▶ **DATA SECTION**:
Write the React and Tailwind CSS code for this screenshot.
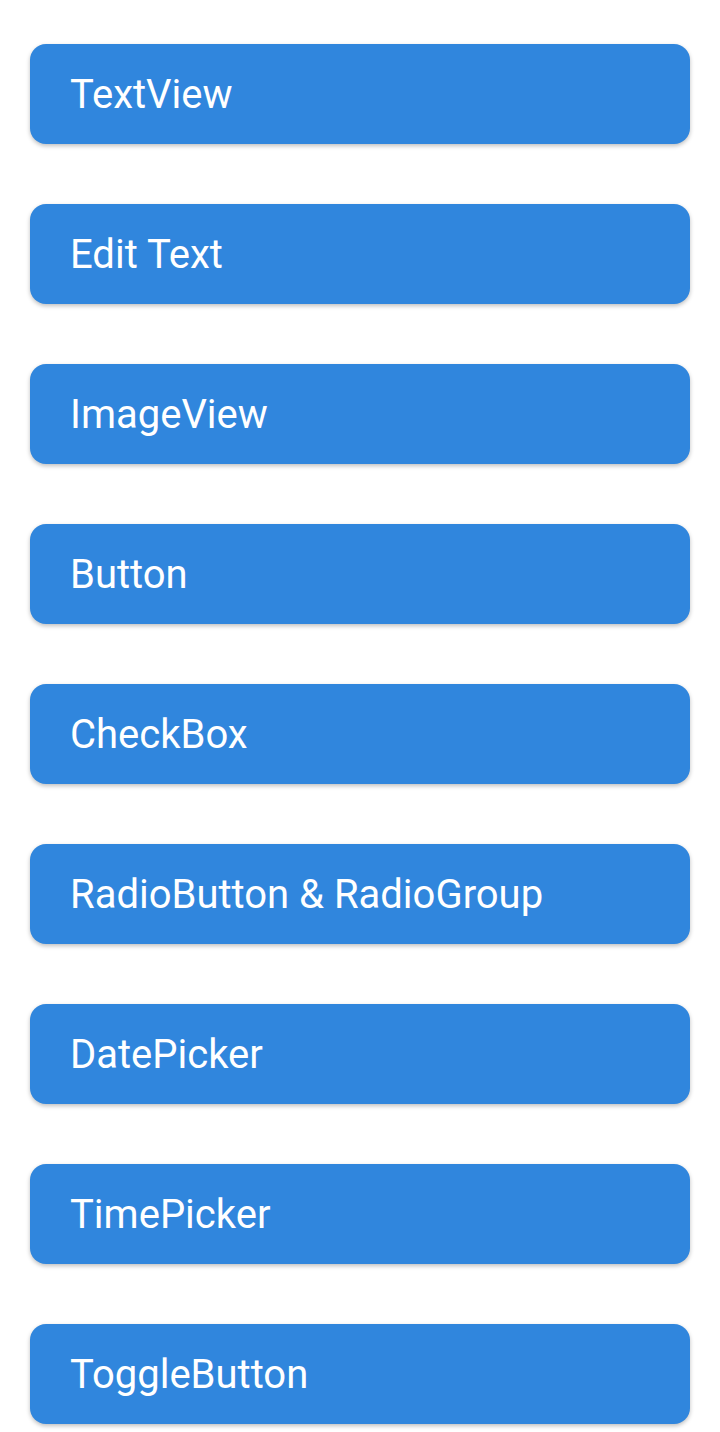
import React from 'react';

const items = [
  'TextView',
  'Edit Text',
  'ImageView',
  'Button',
  'CheckBox',
  'RadioButton & RadioGroup',
  'DatePicker',
  'TimePicker',
  'ToggleButton',
];

const App = () => {
  return (
    <div className="min-h-screen bg-white px-[30px] pt-[44px] font-['Roboto','Liberation_Sans',sans-serif]">
      <div className="flex flex-col gap-[60px]">
        {items.map((label) => (
          <button
            key={label}
            className="flex h-[100px] w-full items-center rounded-[16px] bg-[#3086dd] pl-[40px] pt-[2px] text-left text-[40px] leading-none text-white shadow-[0_2px_4px_rgba(0,0,0,0.25)]"
          >
            {label}
          </button>
        ))}
      </div>
    </div>
  );
};

export default App;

▶ **WHAT IS ASKED**:
Restate the whole of the material word for word without the pictures.

▶ **EXERCISE ANSWER**:
Write the React and Tailwind CSS code for this screenshot.
import React from 'react';

const items = [
  'TextView',
  'Edit Text',
  'ImageView',
  'Button',
  'CheckBox',
  'RadioButton & RadioGroup',
  'DatePicker',
  'TimePicker',
  'ToggleButton',
];

const App = () => {
  return (
    <div className="min-h-screen bg-white px-[30px] pt-[44px] font-['Roboto','Liberation_Sans',sans-serif]">
      <div className="flex flex-col gap-[60px]">
        {items.map((label) => (
          <button
            key={label}
            className="flex h-[100px] w-full items-center rounded-[16px] bg-[#3086dd] pl-[40px] pt-[2px] text-left text-[40px] leading-none text-white shadow-[0_2px_4px_rgba(0,0,0,0.25)]"
          >
            {label}
          </button>
        ))}
      </div>
    </div>
  );
};

export default App;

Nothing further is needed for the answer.